LMB: This is the million-dollar question in some ways, isn't it? I wish I had a million-dollar answer. I suppose that the best thing is to have an abundance of ideas and to get instinctive with them. For me, it's a nagging intuition, a small voice that says, "This is ready for you" I follow. Last year, I found myself pulled to religious films and TV shows, like Evil, The Novitiate, Benedetta, Conclave, and Immaculate. It wasn't that I was writing about God, per se. Rather, their common themes drew me in—good versus evil, desire versus being sated, the carnal versus the divine, shame versus empowerment, reclamation versus punishment—along with the intersections of these binaries. I suppose, more than any passing idea or aesthetic interest I fell upon (there are many!), this is where my mind returned and where I put my attention.
There's also the idea of something growing from the devotion itself. The more I honored the curiosity and impulse, the more I put attention to it, and the more output I was rewarded with. If what I got from it felt right and necessary—and I felt ready for it—I kept pursuing it. It's a feedback loop, I think.
I haven't always felt ready for a memoir, for example. I had the story. I had a sense of the form. I had the voice. But I wasn't ready for a long time. So when I sat down to write, something repelled me. I just didn't have the drive or self-trust that I do now.
TN: How do you know when you’re done writing a poem?
LMB: The gut feels it but I often over-write, and over-explain out of fear for a potential future reader...and then I feel a dissonance and delete the overstuffed or bloated extras. I find that when a poem gives just enough but not too much is when it feels done. I like the ending feeling like a precipice sometimes—and I realize this isn't everyone's cup of tea.
TN: What are your other creative pursuits?
LMB: I'm working on a literary essays at my Substack and loving the freedom of just writing and sharing without submissions or rules or structure, a novella of auto-fiction, a larger memoir-in-vignettes of my time in foster care (just tinkering with the structure right now), and I'm about to co-host a writing group immersion experience in Sicily, with Radici Siciliane. There, we'll explore the themes of life & death that are inherent to Palermo and then write about them.
TN: Wow, talk about juggling many projects. How do you manage your time? What advice would you give to readers and fans about managing multiple projects at the same time?
LMB: I am a terrible time-keeper. I tend to write at night when I'm alone, but there's no set schedule or focus, and I'm prone to reckless bursts of creative energy. I think some of this comes with living with chronic health issues, and some of it is my personality. As I am coming out of a long period of writer's block, I am giving myself the permission to write a lot and write what comes bubbling up.
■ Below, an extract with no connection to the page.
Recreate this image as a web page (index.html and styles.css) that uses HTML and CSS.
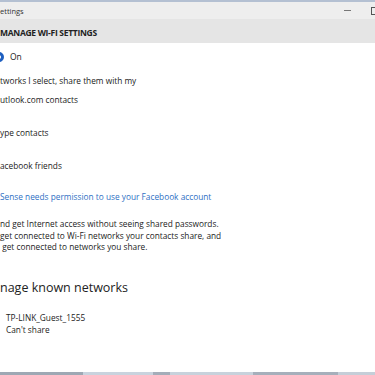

There's a lot to be said for blocking out time for your projects, though. Maybe you write poetry on weeknights and spend every weekend afternoon on your prose project. But my best piece of advice would be to not let the idea of structure or the need to adhere to a schedule get in the way of what feels right at the time. Don't waste poetry impulse on prose just to check a box. But that's just me! There's a reason I gravitate toward the non-linear, less structured forms. They mimic my practice.
TN: How does this pursuit impact your poetry?
LMB: There is feedback loop: Everything I write is poetic, has an inherent poetry to it, really. It's the way I express/see the world. I gravitate to the musical, lush, lyrical, so it is all informed by poetry. Perhaps prose will teach me be a bit more narrative in my actually poetry, which is something I don't find easy.
TN: What is the motivation behind your writing? What prompts you to pick up a pen—or to type it out?
LMB: I know it sounds amorphous, but obsession. I get obsessed, I get haunted, I become enamored with a mood, a feeling, a world, and I live inside of it until I have given the feeling a home. With SAINT OF, I had this nagging, absolutely relentless feeling that I needed to share the darkness and hunger and grief within me, because if I didn't. I gave those feelings a sort of sainthood, and they became part of the world of SAINT OF. It felt existential, like I'm on the precipice of 40 and if I don't confess it, I will explode.
TN: How does your creativity inform how you see the world? Specifically: does it engage with the current reality? If so, how?
LMB: I don't ever write with an extremely clear take-home message. I don't sit and think, "how can this be woven into reality." But it is always is. The confessional, the personal, the interior are all inherently political. SAINT OF is largely about women's hunger, desire, limitations, subjugation—considering the women who came before me, and the worlds that tried to make them small. It's also a grappling with my time in foster care as a young girl, about the realities that came from that. These are all also issues we are all seeing play out in the world: Women's rights are being yanked from us. Our voices are made smaller. The foster care system will be burdened even further in coming years (and is already neglected). And poverty is deepened by those amassing and hoarding wealth. I believe we are always grappling with reality, politically and existentially, even if our words aren't explicitly saying so.
TN: What do you hope people will take away from your writing?
LMB: That your traumas, fears, ugliness, and losses are beautiful, nuanced, complex and worthy of the poetic. That you can be dark and light at once. That you are allowed to be "too much," to have eroticism and divinity, cruelty and empathy, hope and ruin inside of you at once.
TN: Lastly: who/what are some of your creative muses? How do they influence your craft process for both poetry and your other creative pursuits?
LMB: I am repeatedly and forever praying at the altar of Marosa di Giorgio, Anaïs Nin, Marguerite Duras, Richard Siken, Andre Aciman, Cesar Vallejo, James Baldwin, Johannes Göransson. These writers, of both prose and poetry, all give me different sorts of permission. I just discovered the word of Yves Olade and am OBSESSED.
TN: Is there anything else you would like others to know?
LMB: Let your poetry sing. Don't be tempted toward disaffection and the overly polished. Let it be human and messy and weird and too much.